Actor-UPCXX is a high performance computing library based on the actor model to enable the use of the actor model for HPC simulations.

Dependencies

Actor library is written on UPC++, a C++ template library that implements the asynchronous partial global address space (APGAS) model, which is built on top of GASNet-EX.

For the partitioning of the actors METIS graph partitioner is used.

Setup

Actor-UPCXX library requires METIS and UPC++.

To compile UPC++, follow the UPC++ install instructions on this link.

The Pond proxy application which is used to solve the Shallow Water Equations (SWE) additionally requires NetCDF for file output if compiled with the option ENABLE_FILE_OUTPUT.

Compile Options

Possible compile-time options to influence the behaviour of Actor-UPCXX. Experimental features are per default disabled.

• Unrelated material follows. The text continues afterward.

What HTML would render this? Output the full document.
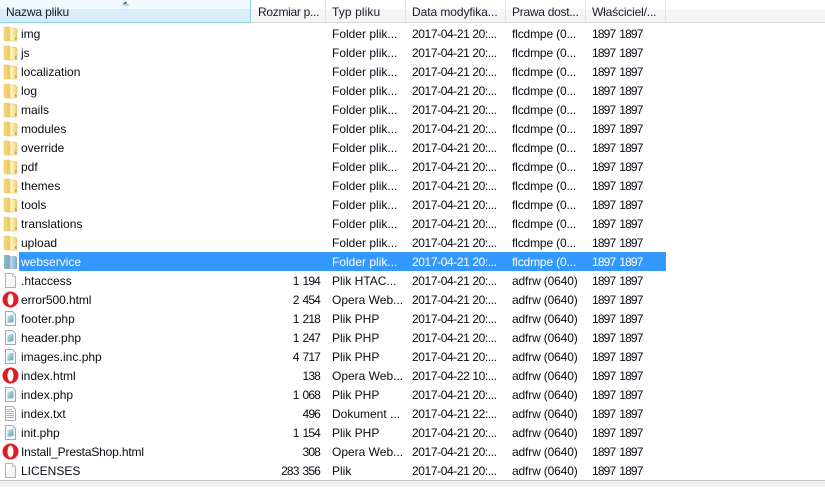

  • ENABLE_FILE_OUTPUT // Enables file output with netcdf
  • ENABLE_BUILD_RELEASE // Enables optimization for pond and actorlib
  • ENABLE_O3_UPCXX_BACKEND // Enables optimized UPC++ backend
  • REPORT_MAIN_ACTIONS // Prints the outputs of important steps (might be useful for debugging)
  • LAZY_ACTIVATION // Enables lazy activation in pond application
  • MIGRATION // "0=No migration, 1=Global Repartitioning, (work in progress) global synchronized partitioning through METIS with using runtime of actors as a cost model, 2=Stealing, allows asynchronous stealing where underworking ranks steal actors from other overlaoded ranks, 3=Offloading, allows overlaoded ranks to asynchronously offload actors to underloaded ranks"
  • GLOBAL_MIGRATION // Enables ranks can steal from any rank, otherwise only from neighboring ranks (actors to which they directly communicate with)
  • STEAL_FROM_BUSY_RANK // Steals from the rank that has worked the most at the time of execution (from set of allowed ranks for the migration)
  • TRACE // Enables user defined regions of tracing with intel VTUNE
  • INVASION // Partitions the actors on the ranks [0;n/2] instead of [0;n] to create a static imbalance
  • TIME // Enables tracing of the time spent in various actions of pond actors
  • ANALYZE // Enables static analysis tools of Clang and GCC
  • USE_ACTOR_TRIGGER // Uses additional structs called actor triggers to track the amount of tasks each actor has (experimental)
  • STEAL_ONLY_ACTABLE_ACTOR // Denies steal request when the actors do not have tasks (experimental)
  • MORE_LOCAL_VICTIM_CHOICE // Changes the victim choice procedure to use less communication, but might increase the number of failed steal attempts, enabling it is suggested
  • ORDERED OFFLOAD // Changes offloading strcuture from sending actors from the most overloaded rank to most underloaded rank to an approach where every overloaded rank (higher load than average) to every underloaded rank (lower load than average) in a ordered and paired fashion. (experimental)

Runtime Options

Possible runtime options to influence the behaviour of Actor-UPCXX. Default values are shown next to variable. Experimental features are per default disabled. All environment variables are integers. Some accept only 0 or 1 as an argument. 1 enables the given feature, 0 disables it.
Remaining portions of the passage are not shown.